# [WHAT IS EXPECTED]
Give every line of the data again, unchanged, but with no pictures.
◇ ◇ ◇ ◇ ◇ ◇ ◇
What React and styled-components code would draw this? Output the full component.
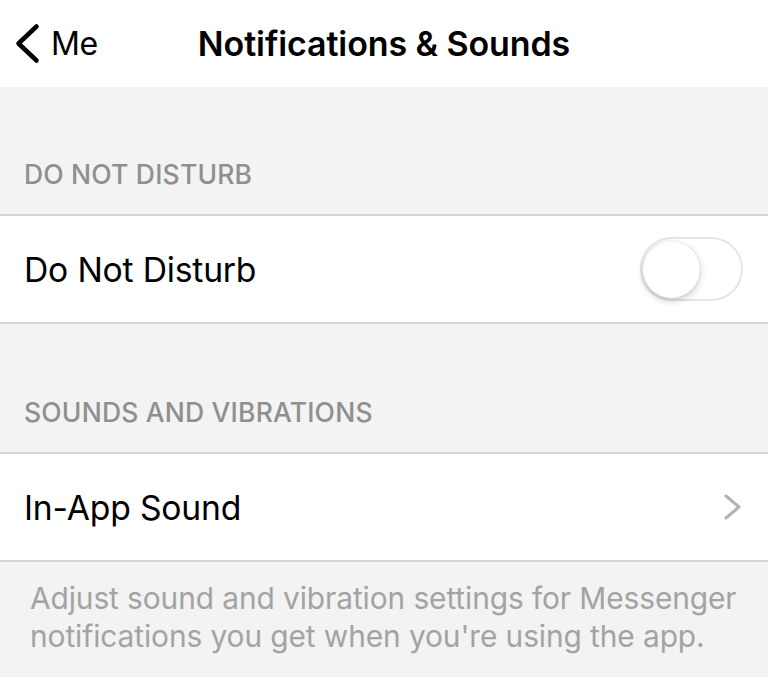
import React from "react";
import styled, { createGlobalStyle } from "styled-components";

const Global = createGlobalStyle`
  html, body { margin: 0; padding: 0; background: #f3f3f3; }
  body { font-family: Inter, "Liberation Sans", sans-serif; -webkit-font-smoothing: antialiased; }
`;

const Page = styled.div`
  width: 768px;
  height: 677px;
  background: #f3f3f3;
  overflow: hidden;
`;

const NavBar = styled.header`
  height: 87px;
  background: #fff;
  display: grid;
  grid-template-columns: 1fr auto 1fr;
  align-items: center;
`;

const Back = styled.div`
  display: flex;
  align-items: center;
  gap: 10px;
  padding-left: 14px;
  font-size: 32px;
  color: #000;
  letter-spacing: -0.3px;
`;

const Title = styled.h1`
  margin: 0;
  font-size: 34px;
  font-weight: 600;
  color: #000;
  letter-spacing: -0.1px;
  transform: translateX(0px);
`;

const SectionHeader = styled.div`
  height: ${(p) => p.$h}px;
  box-sizing: border-box;
  display: flex;
  align-items: flex-end;
  padding: 0 24px 24px;
  font-size: 26.5px;
  font-weight: 500;
  color: #8f8f8f;
  letter-spacing: 0.2px;
  border-bottom: 2px solid #d6d6d6;
`;

const Row = styled.div`
  height: 108px;
  box-sizing: border-box;
  background: #fff;
  display: flex;
  align-items: center;
  justify-content: space-between;
  padding: 0 26px 0 24px;
  font-size: 33.7px;
  color: #000;
  border-bottom: 2px solid #d6d6d6;
  letter-spacing: -0.2px;
`;

const Toggle = styled.div`
  width: 103px;
  height: 64px;
  box-sizing: border-box;
  border-radius: 32px;
  border: 2px solid #e6e6e6;
  background: #fff;
  display: flex;
  align-items: center;
  padding: 1px;
  margin-right: -1px;
`;

const Knob = styled.div`
  width: 57px;
  height: 57px;
  border-radius: 50%;
  background: #fff;
  box-shadow: 0 3px 7px rgba(0, 0, 0, 0.2), 0 0 1px rgba(0, 0, 0, 0.25);
`;

const Footer = styled.p`
  margin: 0;
  padding: 17px 20px 0 30px;
  font-size: 29.9px;
  line-height: 38px;
  color: #a3a3a3;
  letter-spacing: -0.1px;
`;

const Chevron = ({ dir, color, w, h, sw }) => (
  <svg width={w} height={h} viewBox={`0 0 ${w} ${h}`} fill="none">
    {dir === "left" ? (
      <polyline
        points={`${w - sw},${sw} ${sw},${h / 2} ${w - sw},${h - sw}`}
        stroke={color}
        strokeWidth={sw}
        strokeLinecap="round"
        strokeLinejoin="round"
      />
    ) : (
      <polyline
        points={`${sw},${sw} ${w - sw},${h / 2} ${sw},${h - sw}`}
        stroke={color}
        strokeWidth={sw}
        strokeLinecap="round"
        strokeLinejoin="round"
      />
    )}
  </svg>
);

export default function App() {
  return (
    <Page>
      <Global />
      <NavBar>
        <Back>
          <Chevron dir="left" color="#000" w={27} h={43} sw={4.5} />
          Me
        </Back>
        <Title>Notifications &amp; Sounds</Title>
        <div />
      </NavBar>
      <SectionHeader $h={129}>DO NOT DISTURB</SectionHeader>
      <Row>
        Do Not Disturb
        <Toggle>
          <Knob />
        </Toggle>
      </Row>
      <SectionHeader $h={130}>SOUNDS AND VIBRATIONS</SectionHeader>
      <Row>
        In-App Sound
        <Chevron dir="right" color="#b3b3b3" w={19} h={28} sw={3} />
      </Row>
      <Footer>
        Adjust sound and vibration settings for Messenger notifications you get
        when you're using the app.
      </Footer>
    </Page>
  );
}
◇ ◇ ◇ ◇ ◇ ◇ ◇
# [WRITTEN RESPONSE]
What React and styled-components code would draw this? Output the full component.
import React from "react";
import styled, { createGlobalStyle } from "styled-components";

const Global = createGlobalStyle`
  html, body { margin: 0; padding: 0; background: #f3f3f3; }
  body { font-family: Inter, "Liberation Sans", sans-serif; -webkit-font-smoothing: antialiased; }
`;

const Page = styled.div`
  width: 768px;
  height: 677px;
  background: #f3f3f3;
  overflow: hidden;
`;

const NavBar = styled.header`
  height: 87px;
  background: #fff;
  display: grid;
  grid-template-columns: 1fr auto 1fr;
  align-items: center;
`;

const Back = styled.div`
  display: flex;
  align-items: center;
  gap: 10px;
  padding-left: 14px;
  font-size: 32px;
  color: #000;
  letter-spacing: -0.3px;
`;

const Title = styled.h1`
  margin: 0;
  font-size: 34px;
  font-weight: 600;
  color: #000;
  letter-spacing: -0.1px;
  transform: translateX(0px);
`;

const SectionHeader = styled.div`
  height: ${(p) => p.$h}px;
  box-sizing: border-box;
  display: flex;
  align-items: flex-end;
  padding: 0 24px 24px;
  font-size: 26.5px;
  font-weight: 500;
  color: #8f8f8f;
  letter-spacing: 0.2px;
  border-bottom: 2px solid #d6d6d6;
`;

const Row = styled.div`
  height: 108px;
  box-sizing: border-box;
  background: #fff;
  display: flex;
  align-items: center;
  justify-content: space-between;
  padding: 0 26px 0 24px;
  font-size: 33.7px;
  color: #000;
  border-bottom: 2px solid #d6d6d6;
  letter-spacing: -0.2px;
`;

const Toggle = styled.div`
  width: 103px;
  height: 64px;
  box-sizing: border-box;
  border-radius: 32px;
  border: 2px solid #e6e6e6;
  background: #fff;
  display: flex;
  align-items: center;
  padding: 1px;
  margin-right: -1px;
`;

const Knob = styled.div`
  width: 57px;
  height: 57px;
  border-radius: 50%;
  background: #fff;
  box-shadow: 0 3px 7px rgba(0, 0, 0, 0.2), 0 0 1px rgba(0, 0, 0, 0.25);
`;

const Footer = styled.p`
  margin: 0;
  padding: 17px 20px 0 30px;
  font-size: 29.9px;
  line-height: 38px;
  color: #a3a3a3;
  letter-spacing: -0.1px;
`;

const Chevron = ({ dir, color, w, h, sw }) => (
  <svg width={w} height={h} viewBox={`0 0 ${w} ${h}`} fill="none">
    {dir === "left" ? (
      <polyline
        points={`${w - sw},${sw} ${sw},${h / 2} ${w - sw},${h - sw}`}
        stroke={color}
        strokeWidth={sw}
        strokeLinecap="round"
        strokeLinejoin="round"
      />
    ) : (
      <polyline
        points={`${sw},${sw} ${w - sw},${h / 2} ${sw},${h - sw}`}
        stroke={color}
        strokeWidth={sw}
        strokeLinecap="round"
        strokeLinejoin="round"
      />
    )}
  </svg>
);

export default function App() {
  return (
    <Page>
      <Global />
      <NavBar>
        <Back>
          <Chevron dir="left" color="#000" w={27} h={43} sw={4.5} />
          Me
        </Back>
        <Title>Notifications &amp; Sounds</Title>
        <div />
      </NavBar>
      <SectionHeader $h={129}>DO NOT DISTURB</SectionHeader>
      <Row>
        Do Not Disturb
        <Toggle>
          <Knob />
        </Toggle>
      </Row>
      <SectionHeader $h={130}>SOUNDS AND VIBRATIONS</SectionHeader>
      <Row>
        In-App Sound
        <Chevron dir="right" color="#b3b3b3" w={19} h={28} sw={3} />
      </Row>
      <Footer>
        Adjust sound and vibration settings for Messenger notifications you get
        when you're using the app.
      </Footer>
    </Page>
  );
}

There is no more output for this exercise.